Murray spoke for a few minutes at the beginning of his talk regarding many people’s perception of him as racist and sexist. 

“[We have a] blind, relentless belief that all the differences we see in the phenotype, in the manifestations of humanity around us, whenever there are inequalities, are because of injustices,” Murray said. “[This] not only runs against common sense, [but also] degrades our sense of what it means to be human.”

After speaking for a half hour, Murray opened the floor to questions. Several students asked Murray to clarify why he believes individuals’ productivity  diminishes when marriage stops being the primary form of societal organization. In a private interview, Murray said his opinion on the impact of the feminist revolution on the demoralization of men.

“I am not saying that the feminist revolution should not have occurred,” Murray said. “A collateral side effect that could not have been avoided involves the demoralization of working-class whites.
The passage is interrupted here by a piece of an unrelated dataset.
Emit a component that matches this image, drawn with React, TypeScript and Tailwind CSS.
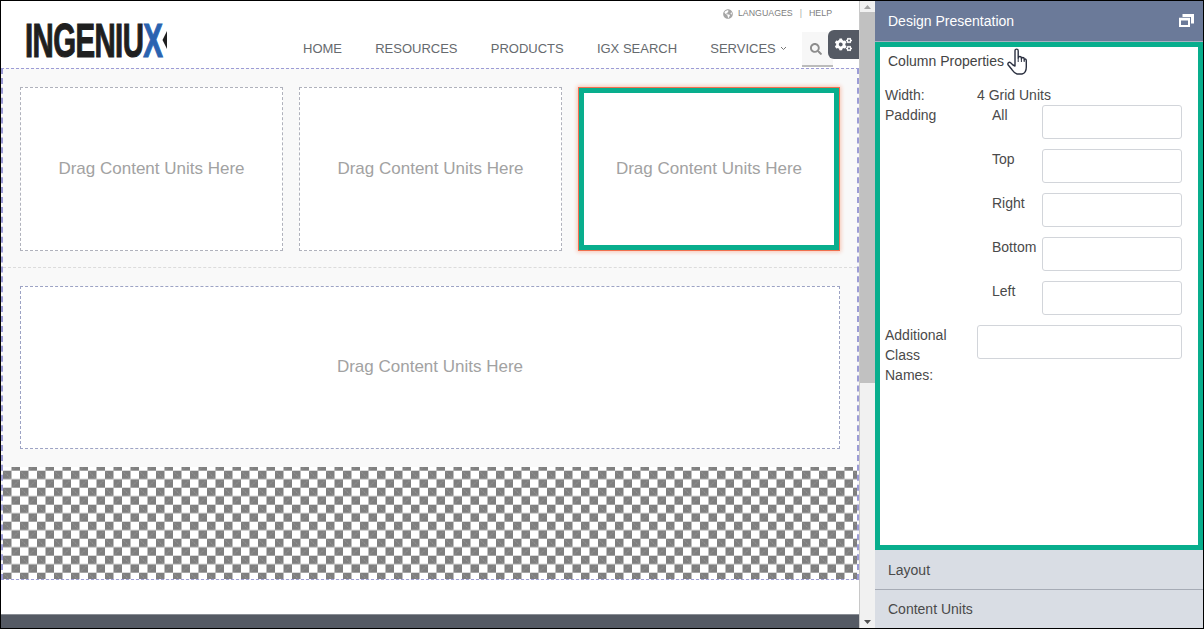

That does not mean that, in order to cure the demoralization, women should stay in the kitchen and not go out and work.”

According to Murray, demoralization is contributing to working-class white men performing less community service, spending less time with family and being less involved in religion than they have been in the past. He said an increasing number of men are turning to sleep and television in their leisure time.

“[Demoralization] takes the form of men who grow into their twenties living off their girlfriends, sort of scrabbling around in a great economy, maybe dealing a little drugs, maybe doing a few things that are a little sketchy in terms of their legality, maybe occasionally picking up jobs but not hanging on to those jobs very often,” Murray said. “In fact, a lot of times, they’ll hang on to the job long enough to qualify for employment benefits, and then they’ll quit the job in a very conscious decision. They’re playing six or seven hours of video games a day.”

Murray said he attributed the decline of marriage to three benefits of marriage that have been lost: psychological benefits, sexual benefits and community status.

“Why is it in the past that men in their hot-blooded late teens and early twenties settled down and got married?” Murray said. “One was that it was a rite of passage, and that if you did not get married, you were seen as socially suspect by the rest of the community. And another reason was that that was the only way you could get regular sexual access to a woman, unless you paid for it. You didn’t get laid a lot as a single male in the 1930s and 1940s unless you were married.”

According to Murray, a man’s psychological self-esteem is connected to his family’s well-being. For example, if the family continues to proceed almost as well without the man’s presence, then his sense of importance to that family is impacted negatively. 

“All of those things say to a young male [now], ‘Hey, stay single, go out [where there are] lots of girls, have a good time,’ and that’s what they’re doing,” Murray said. “It makes perfect sense.”

Murray discussed his new book, Coming Apart, and the ideas his opinions about class distinctions in America. 

“In the past, you had a ruling elite in this country that was largely drawn from those in middle class and working class community,” Murray said. “They still remembered how it worked. We’re increasingly being governed by people who have lived in the upper-middle class bubble who feel much more affinity with [their European counterparts]. That is a fundamental betrayal of historically what it has meant to be an American.”

Rodgers said after the event that, on the surface, Murray’s statements do not sound incendiary, but that a deeper analysis reveals the assumptions behind his argument.

“For example, he said that before the decline of society in the 1960s, America had a civil society that represented a way of human flourishing,” Rodgers said. “But how exactly does he come to the conclusion that America was flourishing? Who has to flourish? People of color and women certainly weren’t flourishing.”

Delaplane said the event was a success, and he was happy to see students from organizations across campus engaging in the discussion. 

“There were some disruptions in an otherwise respectful crowd,” Delaplane said. “The discussion provided by the Rice Federalist Society and the Baker Institute Student Forum uniquely acted as a public forum in which dissenting opinions to Dr. Murray’s were voiced clearly in a professional intellectual environment.”

BISF President Nathan Joo said the mission of the BISF is to facilitate policy dialogue from a wide range of perspectives and to advance a forum for students, faculty and scholars.

“We believe in open, transparent and critical dialogue,” Joo, a Will Rice College junior, said. “BISF thanks all students for their participation and insightful questions and comments.”